- Task directions: Reply with only the number of lines that contain the string "styles".
· · · · ·
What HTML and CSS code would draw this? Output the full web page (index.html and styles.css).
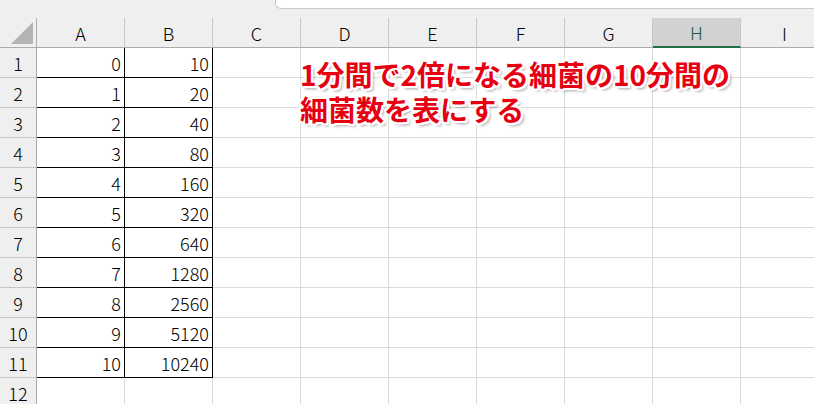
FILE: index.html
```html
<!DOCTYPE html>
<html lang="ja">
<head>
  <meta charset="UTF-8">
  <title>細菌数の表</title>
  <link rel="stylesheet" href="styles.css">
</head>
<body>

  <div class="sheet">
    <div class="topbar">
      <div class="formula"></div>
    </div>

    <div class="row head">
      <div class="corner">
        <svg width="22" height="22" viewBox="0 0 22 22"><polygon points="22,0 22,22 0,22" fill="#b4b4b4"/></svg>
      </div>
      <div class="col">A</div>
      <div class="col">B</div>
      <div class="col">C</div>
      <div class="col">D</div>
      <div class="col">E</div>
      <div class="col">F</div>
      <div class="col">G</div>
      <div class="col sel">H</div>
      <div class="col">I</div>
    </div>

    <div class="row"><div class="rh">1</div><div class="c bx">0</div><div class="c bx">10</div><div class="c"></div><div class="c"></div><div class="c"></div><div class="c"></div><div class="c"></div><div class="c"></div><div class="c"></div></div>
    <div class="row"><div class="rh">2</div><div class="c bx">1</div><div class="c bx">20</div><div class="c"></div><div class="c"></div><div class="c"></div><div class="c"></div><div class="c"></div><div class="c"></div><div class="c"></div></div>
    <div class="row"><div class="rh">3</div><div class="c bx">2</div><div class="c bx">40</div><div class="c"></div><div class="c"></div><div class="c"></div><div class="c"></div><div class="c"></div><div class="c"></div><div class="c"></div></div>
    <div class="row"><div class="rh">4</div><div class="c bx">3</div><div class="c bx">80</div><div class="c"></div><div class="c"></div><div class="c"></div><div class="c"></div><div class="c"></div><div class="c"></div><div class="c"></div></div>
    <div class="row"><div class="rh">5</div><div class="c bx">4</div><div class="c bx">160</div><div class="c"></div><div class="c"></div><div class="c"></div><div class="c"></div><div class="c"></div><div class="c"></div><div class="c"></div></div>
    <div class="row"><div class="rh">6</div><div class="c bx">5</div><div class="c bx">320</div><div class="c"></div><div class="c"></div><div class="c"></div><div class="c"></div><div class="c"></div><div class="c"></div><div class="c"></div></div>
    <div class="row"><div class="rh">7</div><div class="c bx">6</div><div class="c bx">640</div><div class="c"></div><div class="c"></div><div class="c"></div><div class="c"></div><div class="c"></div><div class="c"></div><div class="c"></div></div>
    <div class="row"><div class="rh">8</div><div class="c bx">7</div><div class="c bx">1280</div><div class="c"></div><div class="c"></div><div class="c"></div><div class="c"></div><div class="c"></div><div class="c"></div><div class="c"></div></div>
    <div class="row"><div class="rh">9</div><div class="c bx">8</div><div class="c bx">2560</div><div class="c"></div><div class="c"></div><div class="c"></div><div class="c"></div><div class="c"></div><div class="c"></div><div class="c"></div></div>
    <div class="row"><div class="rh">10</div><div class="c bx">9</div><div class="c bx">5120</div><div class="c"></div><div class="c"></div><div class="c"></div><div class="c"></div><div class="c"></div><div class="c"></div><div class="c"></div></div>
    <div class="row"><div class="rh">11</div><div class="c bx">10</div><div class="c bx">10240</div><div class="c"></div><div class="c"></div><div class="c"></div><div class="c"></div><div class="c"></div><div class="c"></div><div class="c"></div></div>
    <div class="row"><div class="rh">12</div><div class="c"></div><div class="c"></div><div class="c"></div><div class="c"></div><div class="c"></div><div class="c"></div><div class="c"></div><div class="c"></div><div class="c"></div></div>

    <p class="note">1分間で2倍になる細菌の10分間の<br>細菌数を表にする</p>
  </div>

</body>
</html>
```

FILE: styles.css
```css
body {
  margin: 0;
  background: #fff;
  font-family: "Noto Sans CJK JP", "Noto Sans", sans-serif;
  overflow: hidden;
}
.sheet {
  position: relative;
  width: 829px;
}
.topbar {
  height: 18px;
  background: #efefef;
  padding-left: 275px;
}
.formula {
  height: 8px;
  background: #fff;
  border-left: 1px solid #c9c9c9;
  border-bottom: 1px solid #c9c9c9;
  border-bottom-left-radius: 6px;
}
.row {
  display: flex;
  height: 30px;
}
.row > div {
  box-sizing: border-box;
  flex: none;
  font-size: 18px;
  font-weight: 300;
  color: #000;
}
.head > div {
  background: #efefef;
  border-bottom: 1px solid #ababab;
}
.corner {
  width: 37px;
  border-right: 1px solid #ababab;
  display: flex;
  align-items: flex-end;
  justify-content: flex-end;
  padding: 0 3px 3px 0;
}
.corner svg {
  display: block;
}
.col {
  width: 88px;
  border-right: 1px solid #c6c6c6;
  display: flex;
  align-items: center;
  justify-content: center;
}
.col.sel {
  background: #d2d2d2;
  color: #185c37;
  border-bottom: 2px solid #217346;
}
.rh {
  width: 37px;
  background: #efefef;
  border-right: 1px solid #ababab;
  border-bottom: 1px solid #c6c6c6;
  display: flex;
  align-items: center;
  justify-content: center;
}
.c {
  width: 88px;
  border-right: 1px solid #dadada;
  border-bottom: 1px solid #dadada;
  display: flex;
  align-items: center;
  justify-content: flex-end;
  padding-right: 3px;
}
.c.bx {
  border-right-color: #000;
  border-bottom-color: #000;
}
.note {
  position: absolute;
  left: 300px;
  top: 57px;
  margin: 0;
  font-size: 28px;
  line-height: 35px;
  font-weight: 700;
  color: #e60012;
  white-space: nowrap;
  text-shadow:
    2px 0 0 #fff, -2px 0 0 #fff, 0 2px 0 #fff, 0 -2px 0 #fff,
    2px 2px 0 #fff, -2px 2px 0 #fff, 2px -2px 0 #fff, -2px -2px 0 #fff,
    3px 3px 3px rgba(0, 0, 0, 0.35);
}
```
· · · · ·
- Finished answer: 3